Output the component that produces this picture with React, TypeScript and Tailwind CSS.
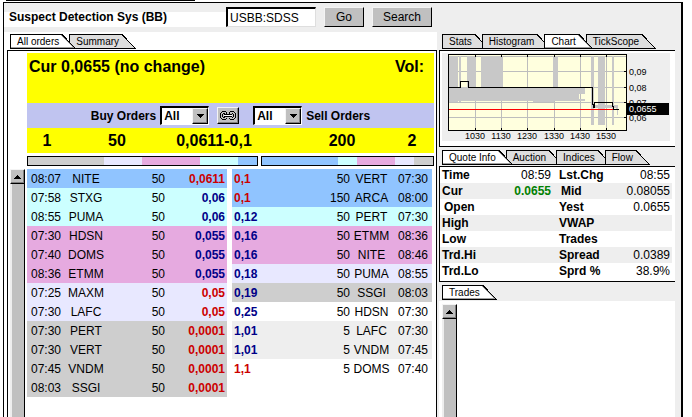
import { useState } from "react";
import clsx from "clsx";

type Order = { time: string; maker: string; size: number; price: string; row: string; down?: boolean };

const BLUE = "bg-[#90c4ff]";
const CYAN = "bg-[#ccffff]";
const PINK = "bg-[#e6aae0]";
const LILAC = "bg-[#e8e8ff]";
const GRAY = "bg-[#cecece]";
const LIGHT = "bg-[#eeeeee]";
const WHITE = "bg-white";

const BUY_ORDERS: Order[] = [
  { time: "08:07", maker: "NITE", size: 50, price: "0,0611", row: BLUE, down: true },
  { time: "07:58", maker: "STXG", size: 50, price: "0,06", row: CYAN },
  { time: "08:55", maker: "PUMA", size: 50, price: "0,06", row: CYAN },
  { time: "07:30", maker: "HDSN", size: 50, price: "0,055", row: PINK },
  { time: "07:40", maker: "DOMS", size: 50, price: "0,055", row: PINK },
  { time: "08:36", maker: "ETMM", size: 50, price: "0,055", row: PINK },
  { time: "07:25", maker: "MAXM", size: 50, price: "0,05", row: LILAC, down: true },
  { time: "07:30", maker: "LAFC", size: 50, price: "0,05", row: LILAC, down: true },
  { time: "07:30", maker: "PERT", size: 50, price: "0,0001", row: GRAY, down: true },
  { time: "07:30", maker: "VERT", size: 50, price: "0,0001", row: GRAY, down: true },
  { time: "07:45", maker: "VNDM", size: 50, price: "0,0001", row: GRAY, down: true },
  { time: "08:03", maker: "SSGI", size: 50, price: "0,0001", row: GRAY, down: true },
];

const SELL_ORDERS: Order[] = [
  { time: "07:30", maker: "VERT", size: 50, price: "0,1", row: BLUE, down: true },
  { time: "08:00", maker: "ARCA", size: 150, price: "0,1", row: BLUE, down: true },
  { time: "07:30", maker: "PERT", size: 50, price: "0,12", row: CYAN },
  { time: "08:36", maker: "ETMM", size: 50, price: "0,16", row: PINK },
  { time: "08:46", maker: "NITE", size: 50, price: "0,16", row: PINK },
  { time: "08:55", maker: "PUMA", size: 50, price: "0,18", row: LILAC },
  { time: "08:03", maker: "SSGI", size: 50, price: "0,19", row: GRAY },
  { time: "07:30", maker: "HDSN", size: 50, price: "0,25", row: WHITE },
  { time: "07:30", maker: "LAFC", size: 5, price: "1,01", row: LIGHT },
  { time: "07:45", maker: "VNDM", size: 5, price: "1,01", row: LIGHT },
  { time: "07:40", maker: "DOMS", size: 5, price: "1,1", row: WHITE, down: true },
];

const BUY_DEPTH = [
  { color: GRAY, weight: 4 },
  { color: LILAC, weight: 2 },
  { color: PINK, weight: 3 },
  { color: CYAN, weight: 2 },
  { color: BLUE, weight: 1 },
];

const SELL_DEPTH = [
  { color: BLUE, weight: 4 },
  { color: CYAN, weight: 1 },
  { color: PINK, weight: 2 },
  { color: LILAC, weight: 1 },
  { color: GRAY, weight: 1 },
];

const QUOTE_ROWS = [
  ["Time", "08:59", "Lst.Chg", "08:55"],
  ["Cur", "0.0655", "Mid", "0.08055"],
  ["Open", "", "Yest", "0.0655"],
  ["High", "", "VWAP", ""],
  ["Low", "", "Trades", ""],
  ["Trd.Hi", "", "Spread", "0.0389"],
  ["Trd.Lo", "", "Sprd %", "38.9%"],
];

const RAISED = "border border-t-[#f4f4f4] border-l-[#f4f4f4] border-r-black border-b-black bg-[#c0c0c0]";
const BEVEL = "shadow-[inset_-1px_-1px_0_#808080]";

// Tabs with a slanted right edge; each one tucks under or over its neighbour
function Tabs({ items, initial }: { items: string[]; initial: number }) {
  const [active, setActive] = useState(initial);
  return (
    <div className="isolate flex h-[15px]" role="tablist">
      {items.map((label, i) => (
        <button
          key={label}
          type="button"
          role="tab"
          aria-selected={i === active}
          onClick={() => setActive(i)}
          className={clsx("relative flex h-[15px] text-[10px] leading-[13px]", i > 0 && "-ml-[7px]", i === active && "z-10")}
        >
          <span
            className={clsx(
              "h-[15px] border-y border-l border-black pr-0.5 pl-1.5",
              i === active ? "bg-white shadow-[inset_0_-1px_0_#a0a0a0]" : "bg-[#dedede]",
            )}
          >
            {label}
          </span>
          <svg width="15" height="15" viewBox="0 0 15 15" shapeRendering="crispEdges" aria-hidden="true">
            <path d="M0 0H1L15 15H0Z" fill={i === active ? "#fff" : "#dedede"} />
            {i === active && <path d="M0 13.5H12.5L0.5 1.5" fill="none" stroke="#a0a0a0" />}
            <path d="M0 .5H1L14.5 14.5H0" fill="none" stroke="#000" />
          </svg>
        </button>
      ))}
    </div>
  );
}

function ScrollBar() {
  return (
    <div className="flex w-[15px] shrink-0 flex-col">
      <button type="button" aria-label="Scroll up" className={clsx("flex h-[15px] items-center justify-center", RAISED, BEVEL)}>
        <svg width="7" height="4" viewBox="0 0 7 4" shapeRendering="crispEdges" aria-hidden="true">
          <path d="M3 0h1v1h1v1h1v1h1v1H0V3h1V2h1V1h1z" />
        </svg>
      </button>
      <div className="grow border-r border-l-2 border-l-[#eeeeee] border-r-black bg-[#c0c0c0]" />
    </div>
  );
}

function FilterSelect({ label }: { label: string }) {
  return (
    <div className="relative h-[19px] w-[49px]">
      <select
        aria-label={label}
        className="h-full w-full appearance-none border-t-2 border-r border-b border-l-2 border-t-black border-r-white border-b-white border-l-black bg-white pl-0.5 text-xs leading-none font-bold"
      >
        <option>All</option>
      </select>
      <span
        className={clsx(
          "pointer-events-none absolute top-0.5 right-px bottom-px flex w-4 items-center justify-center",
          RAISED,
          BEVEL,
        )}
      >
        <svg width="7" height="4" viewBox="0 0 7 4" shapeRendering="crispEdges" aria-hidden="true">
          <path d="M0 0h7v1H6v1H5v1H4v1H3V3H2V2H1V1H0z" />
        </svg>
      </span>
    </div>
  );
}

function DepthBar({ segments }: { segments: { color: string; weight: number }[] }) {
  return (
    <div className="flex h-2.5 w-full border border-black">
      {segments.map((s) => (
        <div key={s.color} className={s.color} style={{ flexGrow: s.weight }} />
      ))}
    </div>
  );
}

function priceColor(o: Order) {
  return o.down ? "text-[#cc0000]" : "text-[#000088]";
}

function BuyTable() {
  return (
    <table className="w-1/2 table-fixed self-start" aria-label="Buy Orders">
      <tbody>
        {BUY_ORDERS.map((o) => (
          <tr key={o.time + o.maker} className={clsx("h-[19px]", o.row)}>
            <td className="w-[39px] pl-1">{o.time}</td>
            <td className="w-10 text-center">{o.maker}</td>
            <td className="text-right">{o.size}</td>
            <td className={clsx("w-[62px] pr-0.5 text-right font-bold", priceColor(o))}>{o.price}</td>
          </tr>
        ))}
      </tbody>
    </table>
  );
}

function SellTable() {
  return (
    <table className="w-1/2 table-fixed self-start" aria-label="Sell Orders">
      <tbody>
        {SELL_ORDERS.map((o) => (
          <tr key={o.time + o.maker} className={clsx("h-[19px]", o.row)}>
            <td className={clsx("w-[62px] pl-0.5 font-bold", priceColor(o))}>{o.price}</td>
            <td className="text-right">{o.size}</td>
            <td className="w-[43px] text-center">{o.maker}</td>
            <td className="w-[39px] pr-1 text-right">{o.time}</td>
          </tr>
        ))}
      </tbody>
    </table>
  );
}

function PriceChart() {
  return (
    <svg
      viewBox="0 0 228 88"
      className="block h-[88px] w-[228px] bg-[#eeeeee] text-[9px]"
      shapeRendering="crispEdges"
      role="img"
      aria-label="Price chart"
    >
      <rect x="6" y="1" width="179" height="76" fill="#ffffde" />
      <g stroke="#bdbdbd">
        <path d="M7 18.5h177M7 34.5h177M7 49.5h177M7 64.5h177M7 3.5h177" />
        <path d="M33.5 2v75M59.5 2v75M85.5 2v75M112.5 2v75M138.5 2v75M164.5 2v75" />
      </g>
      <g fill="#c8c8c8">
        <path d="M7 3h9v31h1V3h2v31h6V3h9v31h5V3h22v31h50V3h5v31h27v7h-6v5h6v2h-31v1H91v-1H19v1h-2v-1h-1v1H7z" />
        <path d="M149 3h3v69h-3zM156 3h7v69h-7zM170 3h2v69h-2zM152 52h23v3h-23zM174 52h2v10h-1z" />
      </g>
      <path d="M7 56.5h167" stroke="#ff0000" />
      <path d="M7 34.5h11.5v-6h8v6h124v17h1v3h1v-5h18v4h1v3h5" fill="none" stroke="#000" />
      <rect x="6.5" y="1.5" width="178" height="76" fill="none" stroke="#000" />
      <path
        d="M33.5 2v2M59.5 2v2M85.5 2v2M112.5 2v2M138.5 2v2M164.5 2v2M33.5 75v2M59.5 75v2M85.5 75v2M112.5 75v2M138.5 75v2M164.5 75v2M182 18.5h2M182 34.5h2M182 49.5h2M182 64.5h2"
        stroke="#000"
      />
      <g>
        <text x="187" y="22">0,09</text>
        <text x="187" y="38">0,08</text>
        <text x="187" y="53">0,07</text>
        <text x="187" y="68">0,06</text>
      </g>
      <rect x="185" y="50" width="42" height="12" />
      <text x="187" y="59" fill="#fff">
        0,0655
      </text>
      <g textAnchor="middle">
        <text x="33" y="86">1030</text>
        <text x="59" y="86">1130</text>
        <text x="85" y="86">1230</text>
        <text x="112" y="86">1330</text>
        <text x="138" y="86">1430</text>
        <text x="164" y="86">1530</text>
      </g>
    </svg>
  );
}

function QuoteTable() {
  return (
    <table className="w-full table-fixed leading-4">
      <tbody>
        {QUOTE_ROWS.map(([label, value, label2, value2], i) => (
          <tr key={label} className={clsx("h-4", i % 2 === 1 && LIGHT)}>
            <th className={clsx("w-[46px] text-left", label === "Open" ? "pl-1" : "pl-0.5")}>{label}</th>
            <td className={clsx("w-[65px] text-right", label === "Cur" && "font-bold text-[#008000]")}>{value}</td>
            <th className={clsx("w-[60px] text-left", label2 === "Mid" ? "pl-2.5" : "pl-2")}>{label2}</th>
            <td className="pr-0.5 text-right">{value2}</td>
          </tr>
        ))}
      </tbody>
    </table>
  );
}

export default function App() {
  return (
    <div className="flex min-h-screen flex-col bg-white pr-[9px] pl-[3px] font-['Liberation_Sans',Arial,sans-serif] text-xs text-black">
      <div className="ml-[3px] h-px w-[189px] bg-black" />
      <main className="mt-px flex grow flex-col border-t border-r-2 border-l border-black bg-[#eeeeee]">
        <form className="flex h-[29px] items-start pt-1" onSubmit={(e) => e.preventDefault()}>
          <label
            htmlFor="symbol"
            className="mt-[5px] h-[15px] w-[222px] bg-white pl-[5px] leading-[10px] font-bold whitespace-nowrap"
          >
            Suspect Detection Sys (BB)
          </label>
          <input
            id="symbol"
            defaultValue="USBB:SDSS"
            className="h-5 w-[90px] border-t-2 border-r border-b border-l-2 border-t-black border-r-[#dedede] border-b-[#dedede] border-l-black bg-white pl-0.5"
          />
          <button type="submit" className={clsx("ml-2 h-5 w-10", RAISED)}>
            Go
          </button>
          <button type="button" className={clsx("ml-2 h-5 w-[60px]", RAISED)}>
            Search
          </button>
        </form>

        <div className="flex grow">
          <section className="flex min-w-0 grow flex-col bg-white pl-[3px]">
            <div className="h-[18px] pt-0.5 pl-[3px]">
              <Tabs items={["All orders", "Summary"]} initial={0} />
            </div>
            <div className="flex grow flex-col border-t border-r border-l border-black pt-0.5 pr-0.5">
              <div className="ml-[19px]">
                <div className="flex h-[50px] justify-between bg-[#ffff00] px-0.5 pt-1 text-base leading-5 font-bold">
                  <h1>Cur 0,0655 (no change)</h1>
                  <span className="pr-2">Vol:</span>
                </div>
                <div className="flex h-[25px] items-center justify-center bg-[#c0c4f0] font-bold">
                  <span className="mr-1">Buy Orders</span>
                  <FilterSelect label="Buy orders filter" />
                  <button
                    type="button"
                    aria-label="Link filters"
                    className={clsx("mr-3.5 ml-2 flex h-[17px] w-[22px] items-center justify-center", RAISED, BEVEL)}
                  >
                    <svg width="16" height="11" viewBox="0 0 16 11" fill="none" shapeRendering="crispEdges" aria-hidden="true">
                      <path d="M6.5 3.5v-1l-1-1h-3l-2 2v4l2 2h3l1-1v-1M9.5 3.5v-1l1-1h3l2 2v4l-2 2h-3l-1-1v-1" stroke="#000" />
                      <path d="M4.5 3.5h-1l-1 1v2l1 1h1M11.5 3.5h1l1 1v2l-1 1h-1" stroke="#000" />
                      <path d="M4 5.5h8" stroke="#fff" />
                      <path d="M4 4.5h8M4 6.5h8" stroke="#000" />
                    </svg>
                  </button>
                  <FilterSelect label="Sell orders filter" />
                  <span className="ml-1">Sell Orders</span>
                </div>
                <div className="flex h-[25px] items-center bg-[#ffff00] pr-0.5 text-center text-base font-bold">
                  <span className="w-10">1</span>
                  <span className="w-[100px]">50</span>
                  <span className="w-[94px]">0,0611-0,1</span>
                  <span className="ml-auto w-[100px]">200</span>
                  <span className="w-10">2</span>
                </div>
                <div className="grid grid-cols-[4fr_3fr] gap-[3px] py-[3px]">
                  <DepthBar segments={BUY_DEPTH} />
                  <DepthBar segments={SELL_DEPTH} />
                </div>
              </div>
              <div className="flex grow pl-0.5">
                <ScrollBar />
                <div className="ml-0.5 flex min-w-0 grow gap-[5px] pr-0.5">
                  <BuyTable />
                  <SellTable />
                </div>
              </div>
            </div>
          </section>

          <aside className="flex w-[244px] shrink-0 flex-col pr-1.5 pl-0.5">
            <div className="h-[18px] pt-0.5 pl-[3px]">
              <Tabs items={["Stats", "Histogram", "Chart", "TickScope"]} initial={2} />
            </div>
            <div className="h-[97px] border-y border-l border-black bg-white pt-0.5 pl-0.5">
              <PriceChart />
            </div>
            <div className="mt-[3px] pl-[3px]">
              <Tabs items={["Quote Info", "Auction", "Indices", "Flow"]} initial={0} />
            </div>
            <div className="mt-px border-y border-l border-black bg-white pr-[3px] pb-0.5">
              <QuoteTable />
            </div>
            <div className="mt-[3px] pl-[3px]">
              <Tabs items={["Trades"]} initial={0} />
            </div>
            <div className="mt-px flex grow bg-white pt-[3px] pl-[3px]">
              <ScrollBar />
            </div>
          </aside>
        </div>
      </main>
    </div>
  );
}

---

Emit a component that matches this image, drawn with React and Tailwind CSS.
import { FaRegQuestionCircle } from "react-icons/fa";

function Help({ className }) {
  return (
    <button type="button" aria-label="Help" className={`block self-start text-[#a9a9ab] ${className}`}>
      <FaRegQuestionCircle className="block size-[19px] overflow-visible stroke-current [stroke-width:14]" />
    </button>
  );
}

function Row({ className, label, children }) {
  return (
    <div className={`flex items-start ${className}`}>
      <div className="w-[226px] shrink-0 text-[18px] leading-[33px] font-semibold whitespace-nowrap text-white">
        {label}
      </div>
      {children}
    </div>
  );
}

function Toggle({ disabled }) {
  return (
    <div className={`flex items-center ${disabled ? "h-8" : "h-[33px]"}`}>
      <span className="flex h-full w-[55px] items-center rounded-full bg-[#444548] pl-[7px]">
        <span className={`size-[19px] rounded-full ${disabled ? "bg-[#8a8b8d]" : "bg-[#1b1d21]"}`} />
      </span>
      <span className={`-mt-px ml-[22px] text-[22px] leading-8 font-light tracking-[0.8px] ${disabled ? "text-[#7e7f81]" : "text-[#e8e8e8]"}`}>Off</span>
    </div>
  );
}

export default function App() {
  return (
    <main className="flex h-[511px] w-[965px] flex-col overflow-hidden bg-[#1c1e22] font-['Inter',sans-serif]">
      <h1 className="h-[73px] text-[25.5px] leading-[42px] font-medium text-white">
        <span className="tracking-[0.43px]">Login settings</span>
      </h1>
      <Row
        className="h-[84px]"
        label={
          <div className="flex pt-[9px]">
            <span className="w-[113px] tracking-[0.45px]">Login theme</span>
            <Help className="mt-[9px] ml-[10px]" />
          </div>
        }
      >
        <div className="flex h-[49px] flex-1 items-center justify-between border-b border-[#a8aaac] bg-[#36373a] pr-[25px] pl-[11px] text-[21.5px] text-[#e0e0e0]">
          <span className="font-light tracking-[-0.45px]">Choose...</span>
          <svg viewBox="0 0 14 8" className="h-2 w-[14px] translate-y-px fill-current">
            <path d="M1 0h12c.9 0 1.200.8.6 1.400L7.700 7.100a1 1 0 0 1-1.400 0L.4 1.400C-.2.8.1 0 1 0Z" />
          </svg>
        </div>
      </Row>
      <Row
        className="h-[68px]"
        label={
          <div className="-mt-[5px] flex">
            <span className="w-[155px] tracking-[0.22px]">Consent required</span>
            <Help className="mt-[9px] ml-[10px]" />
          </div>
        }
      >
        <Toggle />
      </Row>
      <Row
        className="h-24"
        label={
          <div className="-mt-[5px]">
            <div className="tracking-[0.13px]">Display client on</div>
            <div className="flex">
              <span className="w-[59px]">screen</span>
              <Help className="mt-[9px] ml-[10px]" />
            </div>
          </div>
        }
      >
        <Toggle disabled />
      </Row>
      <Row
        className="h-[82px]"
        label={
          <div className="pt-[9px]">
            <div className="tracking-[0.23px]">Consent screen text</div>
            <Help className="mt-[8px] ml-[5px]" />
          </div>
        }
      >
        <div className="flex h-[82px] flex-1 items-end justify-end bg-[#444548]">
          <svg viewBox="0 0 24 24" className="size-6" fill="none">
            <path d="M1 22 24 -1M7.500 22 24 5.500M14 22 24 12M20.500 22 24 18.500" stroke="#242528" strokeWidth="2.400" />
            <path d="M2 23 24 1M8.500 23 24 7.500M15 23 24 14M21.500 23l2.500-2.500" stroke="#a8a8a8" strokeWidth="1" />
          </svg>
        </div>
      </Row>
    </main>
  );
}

### What you will do:
From the line with "Output the component" to the line with "string; maker: string;", set down those lines word for word and only those, counting both ends. Pictures stay out of the copy.

### Result of this exercise:
Output the component that produces this picture with React, TypeScript and Tailwind CSS.
import { useState } from "react";
import clsx from "clsx";

type Order = { time: string; maker: string; size: number; price: string; row: string; down?: boolean };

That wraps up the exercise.